Die damit erforderliche, auf den konkreten Fall abstellende individuelle Prognosebeurteilung (siehe im vorliegenden Fall Art. 6 der Richtlinie 2003/109/EG ) ist jeweils an Hand der Umstände des Einzelfalles vorzunehmen.

Nun hat sich aber die belangte Behörde - worauf die Beschwerde zu Recht hinweist - in Hinblick auf die strafgerichtlichen Verurteilungen des Beschwerdeführers im Wesentlichen mit kursorischen Feststellungen anhand des Strafregisters begnügt und nicht - wie nach dem eben Gesagten erforderlich - das diesen Verurteilungen zu Grunde liegende Fehlverhalten konkret festgestellt.

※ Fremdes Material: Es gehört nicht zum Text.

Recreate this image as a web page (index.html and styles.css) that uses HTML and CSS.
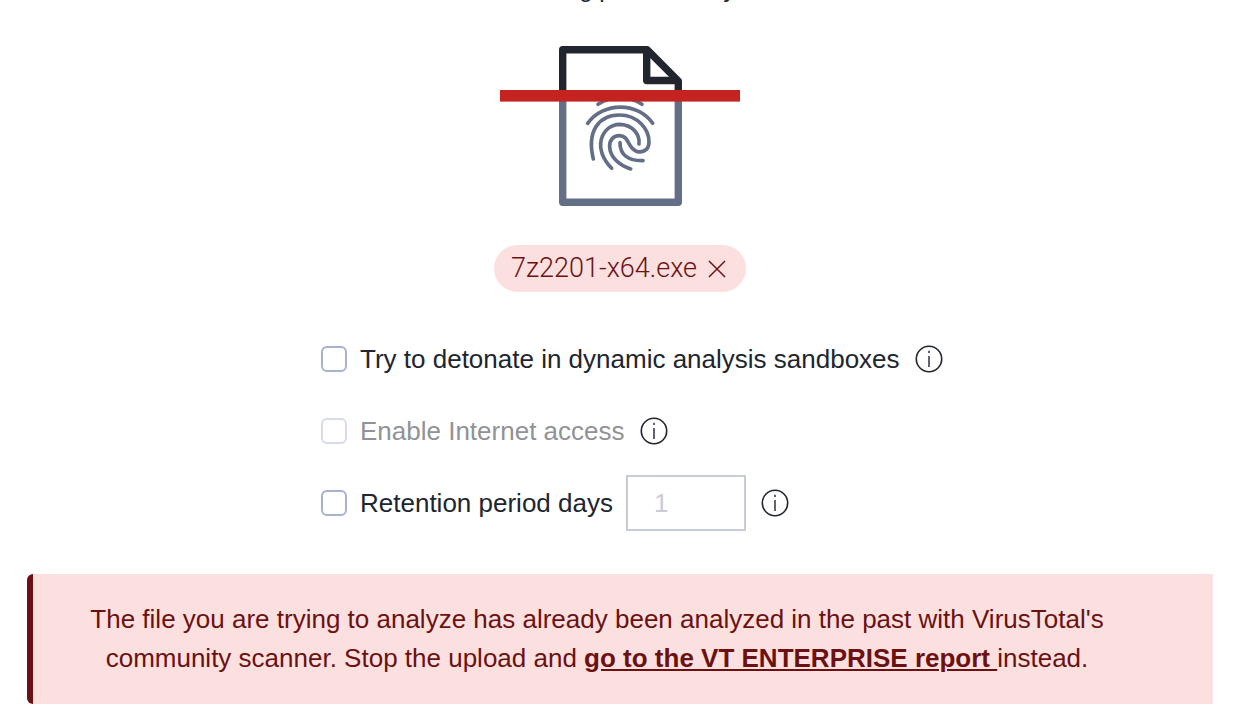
FILE: index.html
```html
<!DOCTYPE html>
<html lang="en">
<head>
    <meta charset="UTF-8">
    <meta name="viewport" content="width=device-width, initial-scale=1.0">
    <title>Private Scanning</title>
    <link rel="stylesheet" href="styles.css">
</head>
<body>
    <!-- Shared icons -->
    <svg class="sprite" aria-hidden="true">
        <symbol id="icon-info" viewBox="0 0 28 28">
            <circle cx="14" cy="14" r="12.7" fill="none" stroke="currentColor" stroke-width="1.6"/>
            <path d="M14 11V22M14 5.8V8" stroke="currentColor" stroke-width="1.4"/>
        </symbol>
    </svg>

    <main class="upload">
        <p class="upload-title">Performing private analysis</p>

        <svg class="scan-icon" viewBox="0 0 240 160" fill="none" aria-hidden="true">
            <defs>
                <linearGradient id="scan" gradientUnits="userSpaceOnUse" x1="0" y1="0" x2="0" y2="160">
                    <stop offset="0.31" stop-color="#20252e"/>
                    <stop offset="0.31" stop-color="#646e87"/>
                </linearGradient>
            </defs>
            <g stroke="url(#scan)" stroke-width="7.4" stroke-linejoin="round">
                <path d="M62.7 3.7H147L178.3 35V156.3H62.7Z"/>
                <path d="M146.7 3.7V34.5H178.3"/>
            </g>
            <g transform="translate(70 39) scale(0.3333)" stroke="#646e87" stroke-width="11" stroke-linecap="round">
                <path d="M84 58Q150 15 216 58"/>
                <path d="M53 115C100 50 203 50 248 115"/>
                <path d="M70 222C50 140 85 90 148 90C205 90 238 135 237 172C236 200 212 202 202 200C170 190 180 152 148 152C130 152 118 165 119 185C120 215 145 240 182 252"/>
                <path d="M125 250C95 220 90 190 92 175C95 140 120 118 150 118C190 120 210 150 207 177"/>
                <path d="M150 173C150 210 175 228 219 227"/>
            </g>
            <rect y="44" width="240" height="11.6" fill="#c52320"/>
        </svg>

        <div class="file-chip">
            <span>7z2201-x64.exe</span>
            <button type="button" class="chip-remove" aria-label="Remove file">
                <svg viewBox="0 0 18 18" stroke="currentColor" stroke-width="1.5">
                    <path d="M1 1L17 17M17 1L1 17"/>
                </svg>
            </button>
        </div>

        <form class="options">
            <div class="option">
                <input type="checkbox" id="detonate">
                <label for="detonate">Try to detonate in dynamic analysis sandboxes</label>
                <svg class="info"><use href="#icon-info"/></svg>
            </div>
            <div class="option">
                <input type="checkbox" id="internet" disabled>
                <label for="internet">Enable Internet access</label>
                <svg class="info"><use href="#icon-info"/></svg>
            </div>
            <div class="option">
                <input type="checkbox" id="retention">
                <label for="retention">Retention period days</label>
                <input type="text" class="days" placeholder="1" aria-label="Days">
                <svg class="info"><use href="#icon-info"/></svg>
            </div>
        </form>

        <div class="alert" role="alert">
            The file you are trying to analyze has already been analyzed in the past with VirusTotal's community scanner. Stop the upload and <a href="#">go to the VT ENTERPRISE report </a>instead.
        </div>
    </main>
</body>
</html>
```
FILE: styles.css
```css
:root {
    --color-text: #20252e;
    --color-text-disabled: #919295;
    --color-border: #c8cbda;
    --color-checkbox: #a6b1cf;
    --color-danger: #6b1111;
    --color-danger-bg: #fbe0df;
}

* {
    margin: 0;
    padding: 0;
    box-sizing: border-box;
}

body {
    font-family: "Liberation Sans", Arial, sans-serif;
    font-size: 26px;
    line-height: 39px;
    color: var(--color-text);
    background: #fff;
}

.sprite {
    position: absolute;
    width: 0;
    height: 0;
}

.upload {
    display: flex;
    flex-direction: column;
    align-items: center;
    padding: 0 23px 18px 27px;
}

.upload-title {
    margin: -31px 0 38px;
    font-size: 24px;
}

.scan-icon {
    width: 240px;
    height: 160px;
}

.file-chip {
    display: flex;
    align-items: center;
    gap: 11px;
    margin: 39px 0;
    padding: 4px 20px 4px 17px;
    border-radius: 24px;
    background: var(--color-danger-bg);
    color: var(--color-danger);
    font-family: Roboto, "Liberation Sans", sans-serif;
    font-size: 27px;
    font-weight: 300;
}

.chip-remove {
    display: flex;
    border: none;
    background: none;
    color: inherit;
    cursor: pointer;
}

.chip-remove svg {
    width: 18px;
    height: 18px;
}

.options {
    display: flex;
    flex-direction: column;
    gap: 16px;
    width: 100%;
    max-width: 598px;
}

.option {
    display: flex;
    align-items: center;
    height: 56px;
    white-space: nowrap;
}

.option input[type="checkbox"] {
    appearance: none;
    flex-shrink: 0;
    width: 26px;
    height: 26px;
    margin-right: 13px;
    border: 2px solid var(--color-checkbox);
    border-radius: 6px;
    background: #fff;
}

.option input[type="checkbox"]:checked {
    background: var(--color-checkbox);
}

.option input[type="checkbox"]:disabled {
    border-color: #d7dbea;
}

.option input:disabled + label {
    color: var(--color-text-disabled);
}

.days {
    width: 120px;
    height: 56px;
    margin-left: 13px;
    padding: 0 26px;
    border: 2px solid var(--color-border);
    font: inherit;
    color: inherit;
}

.days::placeholder {
    color: var(--color-border);
}

.info {
    flex-shrink: 0;
    width: 28px;
    height: 28px;
    margin-left: 15px;
}

.alert {
    align-self: stretch;
    margin-top: 43px;
    padding: 26px 78px 26px 26px;
    border-left: 6px solid var(--color-danger);
    border-radius: 6px 0 0 6px;
    background: var(--color-danger-bg);
    color: var(--color-danger);
    text-align: center;
}

.alert a {
    color: inherit;
    font-weight: bold;
}
```
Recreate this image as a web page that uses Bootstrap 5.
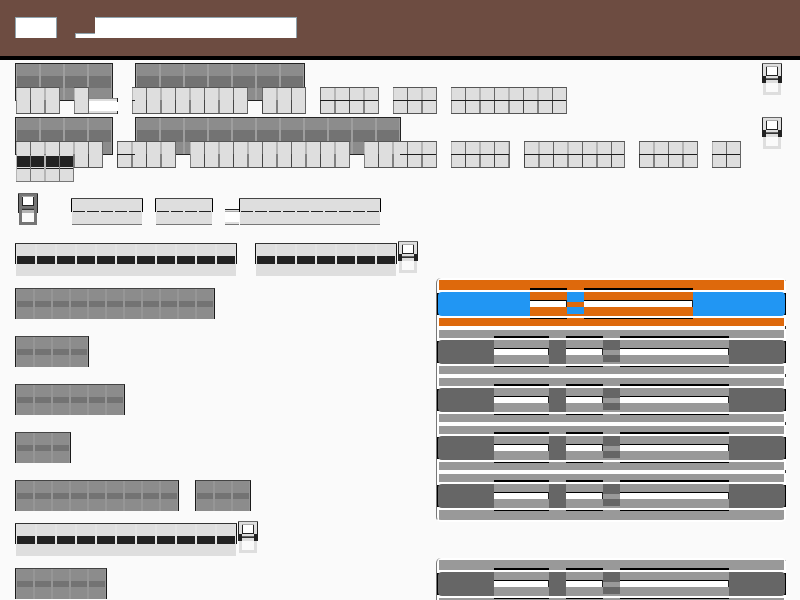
<!DOCTYPE html>
<html lang="en">
<head>
<meta charset="utf-8">
<meta name="viewport" content="width=device-width, initial-scale=1">
<title>Settings</title>
<link href="https://cdn.jsdelivr.net/npm/bootstrap@5.3.0/dist/css/bootstrap.min.css" rel="stylesheet">
<style>
body { background: #fafafa; font-family: Roboto, sans-serif; }
.appbar { background: #6d4c41; height: 60px; border-bottom: 4px solid #000; padding: 17px 15px 0; }
.brand-blk { height: 21px; background: #fff; border: 1px solid #90a4ae; border-bottom: 0; }
.brand-low { height: 5px; width: 20px; background: #fff; border: solid #90a4ae; border-width: 1px 0 0 1px; margin: 16px 0 0 18px; }
.brand-low + .brand-blk { border-left-color: #fff; }
.entry { padding: 3px 18px 0 15px; }
.glyph { display: block; width: 20px; height: 32px; flex: none; }

/* title words: 24px cells */
.title-line { height: 24px; gap: 22px; }
.tw { height: 38px; flex: none; width: calc(var(--n) * 24px + 2px); border: 1px solid #222;
  background:
    linear-gradient(90deg, #9e9e9e 1px, transparent 1px 23px, #9e9e9e 23px) 0 0 / 24px 100%,
    linear-gradient(#8c8c8c 0 12px, #737373 12px 24px, #8c8c8c 24px); }

/* paragraph words: two cells every 29px */
.para { gap: 14px; padding-left: 1px; position: relative; z-index: 1; }
.para.first-line { height: 14px; }
.pw { height: 27px; flex: none; --mx: 0; --mw: 0px;
  border: solid #555; border-width: 1px 0;
  background:
    linear-gradient(#1c1c1c, #1c1c1c) var(--mx) 12px / var(--mw) 1px no-repeat,
    linear-gradient(90deg, #b5b5b5 1px, transparent 1px 14px, #666 14px 15px, transparent 15px 28px, #b5b5b5 28px) 0 0 / 29px 12px repeat-x,
    linear-gradient(90deg, #808080 1px, transparent 1px 14px, #444 14px 15px, transparent 15px 28px, #808080 28px) 0 12px / 29px 13px repeat-x,
    #dedede;
  border-right: 1px solid #666; }
.pw.alt { background-position: var(--mx) 12px, -14px 0, -14px 12px, 0 0; }
.pw.mid { --mw: 100%; }
.pw.mid-start { --mw: 18px; }
.pw.mid-edge { --mw: 3px; }
.pw.mid-end { --mx: 100%; --mw: 36px; }
.n1 { width: 15px; } .n2 { width: 29px; } .n3 { width: 44px; } .n4 { width: 59px; } .n5 { width: 73px; }
.n6 { width: 87px; } .n7 { width: 101px; } .n8 { width: 116px; } .n11 { width: 160px; }
.low { width: 29px; height: 16px; margin: 11px 0 0 -14px;
  background:
    linear-gradient(#222 0 4px, transparent 4px 13px, #222 13px) 100% 0 / 1px 100% no-repeat,
    linear-gradient(#888 0 1px, #dedede 1px 3px, #fff 3px 13px, #dedede 13px 15px, #777 15px); }
.under-line { height: 27px; padding-left: 1px; position: relative; z-index: 2; }
.marked { height: 27px; flex: none; width: 58px; border-right: 1px solid #777; border-bottom: 1px solid #777;
  background:
    linear-gradient(90deg, #b5b5b5 1px, transparent 1px 14px, #777 14px 15px, transparent 15px 28px, #b5b5b5 28px) 0 0 / 29px 100%,
    linear-gradient(#dedede 0 1px, #222 1px 12px, #dedede 12px 13px, #222 13px 14px, #dedede 14px); }

/* pale row next to the grey glyph */
.status { padding: 11px 18px 0; height: 59px; }
.status-words { margin-left: 33px; padding-top: 5px; gap: 12px; }
.sw { height: 27px; flex: none; width: calc(var(--n) * 14px + 2px); border-top: 1px solid #444;
  background:
    linear-gradient(#000, #000) 0 0 / 1px 13px no-repeat,
    linear-gradient(#000, #000) 100% 0 / 1px 13px no-repeat,
    linear-gradient(90deg, #e6e6e6 1px, #222 1px 13px, #e6e6e6 13px) 1px 12px / 14px 1px repeat-x,
    linear-gradient(#dedede 0 25px, #777 25px) 1px 0 / calc(100% - 2px) 100% no-repeat; }
.sw-low { width: 14px; height: 16px; margin-top: 11px;
  background: linear-gradient(#222 0 1px, #dedede 1px 2px, #aaa 2px 3px, #fff 3px 13px, #dedede 13px 15px, #777 15px); }

/* section headings: 20px cells */
.sect { height: 37px; padding-left: 15px; }
.sect-words { gap: 18px; padding-top: 2px; margin-right: 1px; }
.hw { height: 33px; flex: none; width: calc(var(--n) * 20px + 2px); border-top: 1px solid #333;
  background:
    linear-gradient(#111, #111) 0 0 / 1px 20px no-repeat,
    linear-gradient(#111, #111) 100% 0 / 1px 20px no-repeat,
    linear-gradient(90deg, #e3e3e3 2px, #222 2px) 0 12px / 20px 8px repeat-x,
    linear-gradient(90deg, #e3e3e3 2px, transparent 2px) 0 0 / 20px 12px repeat-x,
    linear-gradient(#dedede, #dedede) 1px 0 / calc(100% - 2px) 100% no-repeat; }

/* option rows: 18px cells */
.opt { height: 48px; padding: 0 14px 0 15px; }
.opt-label { gap: 16px; padding-top: 10px; }
.ow { height: 31px; flex: none; width: calc(var(--n) * 18px + 2px); border: solid #1a1a1a; border-width: 1px 1px 0; border-top-color: #444;
  background:
    linear-gradient(90deg, #969696 1px, transparent 1px 17px, #969696 17px) 0 0 / 18px 100%,
    linear-gradient(#8c8c8c 0 12px, #737373 12px 18px, #8c8c8c 18px); }
.pick { --a: #999; --b: #666; --t: 4px; width: 350px; height: 48px; flex: none; border: 0; padding: 0 1px; position: relative;
  border-left: 1px solid #777;
  background:
    linear-gradient(#000, #000) 0 15px / 2px 22px no-repeat,
    linear-gradient(#000, #000) 100% 15px / 2px 22px no-repeat,
    linear-gradient(#333, #333) 100% 0 / 1px 3px no-repeat,
    linear-gradient(#fff 0 var(--t), var(--a) var(--t) 12px, #fff 12px 14px, transparent 14px 38px, #fff 38px 40px, var(--a) 40px) 2px 0 / calc(100% - 4px) 100% no-repeat,
    #fff; }
.pick::before { content: ""; position: absolute; left: 1px; right: 1px; top: 14px; height: 24px; border-radius: 4px; background: var(--b); }
.pick.top { --t: 2px; border-top-left-radius: 5px; border-top-right-radius: 5px; }
.pick.chosen { --a: #de690c; --b: #2196f3; }
.pick.bottom { height: 52px; border-bottom: 2px solid #fff; border-radius: 0 0 5px 5px; }
.lw { height: 48px; position: relative; flex: none;
  background:
    linear-gradient(#222, #222) 100% 22px / 1px 7px no-repeat,
    linear-gradient(transparent 10px, #000 10px 12px, #fff 12px 14px, var(--a) 14px 22px, #000 22px 23px, #fff 23px 29px, var(--a) 29px 38px, #fff 38px 40px, #000 40px 41px, transparent 41px); }
.lw.w2 { width: 37px; } .lw.w3 { width: 55px; } .lw.w6 { width: 109px; }
.ld { height: 48px; width: 17px; position: relative; flex: none;
  background: linear-gradient(transparent 14px, var(--b) 14px 24px, var(--a) 24px 29px, var(--b) 29px 36px, var(--a) 36px 38px, transparent 38px); }
.lsp { width: 17px; flex: none; }
.later { padding-top: 3px; }
</style>
<script src="https://cdn.jsdelivr.net/npm/bootstrap@5.3.0/dist/js/bootstrap.bundle.min.js"></script>
</head>
<body class="vh-100 overflow-hidden">
<svg class="d-none">
  <symbol id="box-glyph" viewBox="0 0 20 32">
    <path fill="currentColor" d="M1 18H19V32H1Z M0 0H20V20H0Z"/>
    <path fill="#222" d="M0 0H1V20H0Z M19 0H20V20H19Z M4 4H5V13H4Z M15 4H16V13H15Z M4 12H16V13H4Z"/>
    <path fill="#666" d="M0 0H20V1H0Z M4 15H16V16H4Z"/>
    <path fill="#aaa" d="M4 3H16V4H4Z"/>
    <path fill="#fff" d="M5 4H15V12H5Z"/>
    <path fill="#333" d="M4 16H16V17H4Z"/>
    <path fill="#fafafa" d="M4 20H16V29H4Z"/>
    <path fill="#dedede" d="M4 17H16V20H4Z" opacity=".6"/>
  </symbol>
  <symbol id="ends" viewBox="0 0 20 32">
    <use href="#box-glyph"/>
    <path fill="#222" d="M0 13H4V20H0Z M16 13H20V20H16Z"/>
  </symbol>
</svg>

<header class="appbar d-flex align-items-start">
  <span class="brand-blk" style="width:42px"></span>
  <span class="brand-low"></span>
  <span class="brand-blk" style="width:202px"></span>
</header>

<main>
  <section class="entry d-flex justify-content-between align-items-start">
    <div>
      <div class="title-line d-flex"><span class="tw" style="--n:4"></span><span class="tw" style="--n:7"></span></div>
      <div class="para d-flex">
        <span class="pw n3"></span><span class="pw n1"></span><span class="low"></span><span class="pw mid-edge n8"></span>
        <span class="pw alt n3"></span><span class="pw alt mid n4"></span><span class="pw mid n3"></span><span class="pw mid n8"></span>
      </div>
    </div>
    <svg class="glyph" style="color:#dedede"><use href="#ends"/></svg>
  </section>

  <section class="entry d-flex justify-content-between align-items-start">
    <div>
      <div class="title-line d-flex"><span class="tw" style="--n:4"></span><span class="tw" style="--n:11"></span></div>
      <div class="para first-line d-flex">
        <span class="pw n6"></span><span class="pw alt mid-start n4"></span><span class="pw n11"></span><span class="pw mid-end n5"></span>
        <span class="pw mid n4"></span><span class="pw alt mid n7"></span><span class="pw alt mid n4"></span><span class="pw mid n2"></span>
      </div>
      <div class="under-line d-flex"><span class="marked"></span></div>
    </div>
    <svg class="glyph" style="color:#dedede"><use href="#ends"/></svg>
  </section>

  <section class="status d-flex align-items-start">
    <svg class="glyph" style="color:#757575"><use href="#box-glyph"/></svg>
    <div class="status-words d-flex">
      <span class="sw" style="--n:5"></span><span class="sw" style="--n:4"></span>
      <span class="d-flex"><span class="sw-low"></span><span class="sw" style="--n:10"></span></span>
    </div>
  </section>

  <section>
    <div class="sect d-flex align-items-start">
      <div class="sect-words d-flex"><span class="hw" style="--n:11"></span><span class="hw" style="--n:7"></span></div>
      <svg class="glyph" style="color:#dedede"><use href="#ends"/></svg>
    </div>
    <div class="opt d-flex justify-content-between">
      <div class="opt-label d-flex"><span class="ow" style="--n:11"></span></div>
      <button type="button" class="pick top chosen d-flex justify-content-center"><span class="lw w2"></span><span class="ld"></span><span class="lw w6"></span></button>
    </div>
    <div class="opt d-flex justify-content-between">
      <div class="opt-label d-flex"><span class="ow" style="--n:4"></span></div>
      <button type="button" class="pick d-flex justify-content-center"><span class="lw w3"></span><span class="lsp"></span><span class="lw w2"></span><span class="ld"></span><span class="lw w6"></span></button>
    </div>
    <div class="opt d-flex justify-content-between">
      <div class="opt-label d-flex"><span class="ow" style="--n:6"></span></div>
      <button type="button" class="pick d-flex justify-content-center"><span class="lw w3"></span><span class="lsp"></span><span class="lw w2"></span><span class="ld"></span><span class="lw w6"></span></button>
    </div>
    <div class="opt d-flex justify-content-between">
      <div class="opt-label d-flex"><span class="ow" style="--n:3"></span></div>
      <button type="button" class="pick d-flex justify-content-center"><span class="lw w3"></span><span class="lsp"></span><span class="lw w2"></span><span class="ld"></span><span class="lw w6"></span></button>
    </div>
    <div class="opt d-flex justify-content-between">
      <div class="opt-label d-flex"><span class="ow" style="--n:9"></span><span class="ow" style="--n:3"></span></div>
      <button type="button" class="pick bottom d-flex justify-content-center"><span class="lw w3"></span><span class="lsp"></span><span class="lw w2"></span><span class="ld"></span><span class="lw w6"></span></button>
    </div>
  </section>

  <section class="later">
    <div class="sect d-flex align-items-start">
      <div class="sect-words d-flex"><span class="hw" style="--n:11"></span></div>
      <svg class="glyph" style="color:#dedede"><use href="#ends"/></svg>
    </div>
    <div class="opt d-flex justify-content-between">
      <div class="opt-label d-flex"><span class="ow" style="--n:5"></span></div>
      <button type="button" class="pick top d-flex justify-content-center"><span class="lw w3"></span><span class="lsp"></span><span class="lw w2"></span><span class="ld"></span><span class="lw w6"></span></button>
    </div>
  </section>
</main>
</body>
</html>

Schon aus diesem Grund haftet der von der belangten Behörde gemäß § 11 Abs. 2 Z. 1 iVm Abs. 4 Z. 1 NAG vorgenommen Prognoseentscheidung ein Feststellungsmangel an, weshalb der angefochtene Bescheid gemäß § 42 Abs. 2 Z. 3 lit. b VwGG aufzuheben war.

Der Ausspruch über den Aufwandersatz stützt sich auf die §§ 47 ff VwGG iVm der Verordnung BGBl. II Nr. 333/2003.